Keller was enthusiastic about many aspects of the Ross paper. The discovery that dynorphin neurons relay excitatory inputs within the PBN was particularly intriguing, he said. “This is one of the first intra-PBN microcircuits discovered. To understand input transformation and integration by this nuclear complex, we need to further elucidate its intrinsic circuitry,” he said.

 

Heinricher said there’s a big takeaway from the two studies. “This tells us that chronic pain is manufactured by the brain. It’s not a one-way process driven by something coming up from the periphery; the brain is not a passive recipient. To me that’s what’s exciting: The brain is actively constructing a chronic pain state in part by this recurring circuit.”

 

Kato agreed, saying that the field needs to think about pain networks as composed of distributed multiple layers at the spinal cord, brainstem, and higher levels, rather than as simple pathways.

 

“People used to think that the PBN was just a passive relay center, relaying nociceptive information up to other nuclei. This was simply because we did not know much about the PBN. The new concept here is that even within the PBN, this tiny nucleus, there could be synaptic modulation of information. So there could be some network integration or modification of nociceptive signals.”

 

The center of the universe?

Recent studies of the PBN by other groups (including recent work by Deng et al., 2020) have been revealing a role for this structure in pain, said Keller. “There have been hints that the PBN was important for pain over the years, but it was relegated to a curiosity. In the last several years, groups have started delving back into the PBN and showing it is indeed involved in acute and chronic pain, especially the affective, aversive aspects of pain. That’s coupled with the realization that most inputs from the spinal cord converge on the PBN rather than spinothalamic targets.”

 

The PBN does not react specifically to pain, though. “We know it’s involved in a number of different functions. The overarching theme is that the PBN is some kind of aversion center, not only for pain,” Keller said.

 

Ross agreed that the complex functions of the PBN are only now being elucidated. “The role of the PBN is to sound the alarm button” when an organism is in danger, but its role goes further. “Really it is better characterized as a key homeostatic center, weighing short-term versus long-term survival.
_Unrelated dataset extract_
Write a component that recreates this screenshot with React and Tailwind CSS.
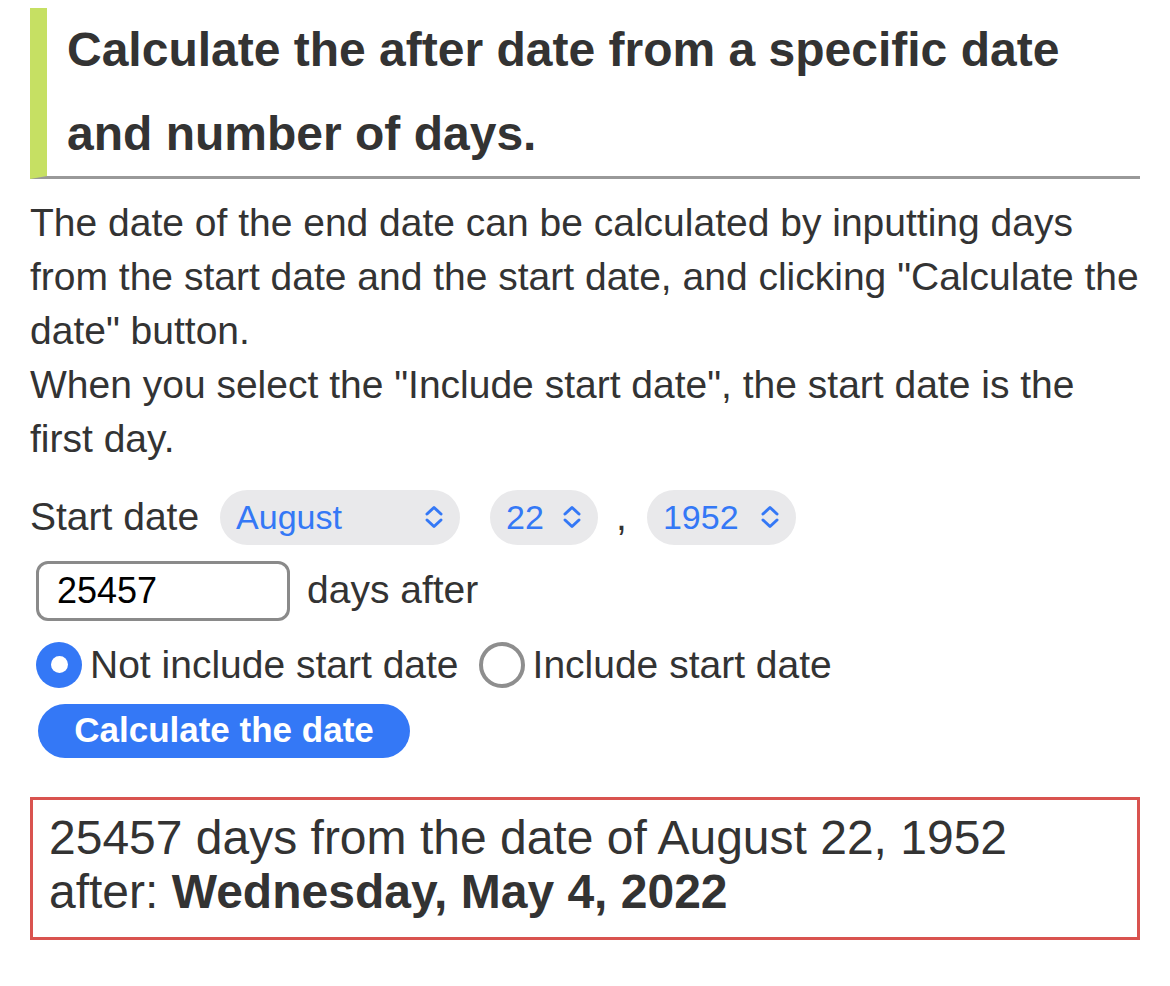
import React, { useState } from 'react';

const MONTHS = ['January', 'February', 'March', 'April', 'May', 'June', 'July', 'August', 'September', 'October', 'November', 'December'];

const Chevrons = () => (
  <svg width="22" height="26" viewBox="0 0 22 26" fill="none" className="shrink-0">
    <path d="M4 10 L11 3.5 L18 10" stroke="#3478f6" strokeWidth="3" strokeLinecap="round" strokeLinejoin="round" />
    <path d="M4 16 L11 22.5 L18 16" stroke="#3478f6" strokeWidth="3" strokeLinecap="round" strokeLinejoin="round" />
  </svg>
);

const Pill = ({ value, width }) => (
  <div className={`flex items-center justify-between h-[55px] rounded-full bg-[#e9e9eb] pl-[16px] pr-[15px] text-[#3478f6] text-[34px] ${width}`}>
    <span>{value}</span>
    <Chevrons />
  </div>
);

const Radio = ({ checked }) => (
  checked ? (
    <span className="flex items-center justify-center w-[46px] h-[46px] rounded-full bg-[#3478f6] shrink-0">
      <span className="w-[17px] h-[17px] rounded-full bg-white" />
    </span>
  ) : (
    <span className="w-[46px] h-[46px] rounded-full border-[4px] border-[#8e8e8e] shrink-0" />
  )
);

export default function App() {
  const [mode] = useState('not');

  return (
    <div className="bg-white min-h-[986px] pl-[30px] pr-[30px] pt-[8px] text-[#333] font-['Liberation_Sans',Arial,sans-serif]">
      <h2 className="border-l-[17px] border-l-[#c6e063] border-b-[3px] border-b-[#999] pl-[20px] text-[48px] leading-[84px] font-bold">
        Calculate the after date from a specific date and number of days.
      </h2>

      <p className="mt-[17px] text-[39px] leading-[54px]">
        The date of the end date can be calculated by inputting days from the start date and the start date, and clicking "Calculate the date" button.
        <br />
        When you select the "Include start date", the start date is the first day.
      </p>

      <div className="mt-[22px] flex items-center text-[39px]">
        <span>Start date</span>
        <div className="ml-[21px]"><Pill value={MONTHS[7]} width="w-[240px]" /></div>
        <div className="ml-[30px]"><Pill value="22" width="w-[108px]" /></div>
        <span className="ml-[18px] mr-[20px]">,</span>
        <Pill value="1952" width="w-[149px]" />
      </div>

      <div className="mt-[14px] flex items-center text-[39px]">
        <div className="ml-[6px] w-[254px] h-[60px] border-[3px] border-[#8a8a8a] rounded-[12px] flex items-center pl-[18px] text-black text-[36px]">
          25457
        </div>
        <span className="ml-[17px]">days after</span>
      </div>

      <div className="mt-[20px] flex items-center text-[39px] leading-[48px]">
        <div className="ml-[6px] flex items-center gap-[8px]">
          <Radio checked={mode === 'not'} />
          <span>Not include start date</span>
        </div>
        <div className="ml-[20px] flex items-center gap-[8px]">
          <Radio checked={mode === 'inc'} />
          <span>Include start date</span>
        </div>
      </div>

      <button className="mt-[15px] ml-[8px] h-[54px] w-[372px] rounded-full bg-[#3478f6] text-white font-bold text-[35px] flex items-center justify-center">
        Calculate the date
      </button>

      <div className="mt-[39px] border-[3px] border-[#d9534f] px-[16px] pt-[11px] pb-[18px] text-[48px] leading-[54px]">
        25457 days from the date of August 22, 1952
        <br />
        after: <b>Wednesday, May 4, 2022</b>
      </div>
    </div>
  );
}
If you’re warm, fed, and comfortable, for example,” organisms can address long-term directives like procreation. “When you’re unsafe, though, you need to put those things off and deal with the emergency situation,” she said.

 

Heinricher said the recent studies have led her to think that, when it comes to pain, the PBN “might be the center of the universe. It really is this incredible switching yard lurking in this one little tiny corner of the brainstem.”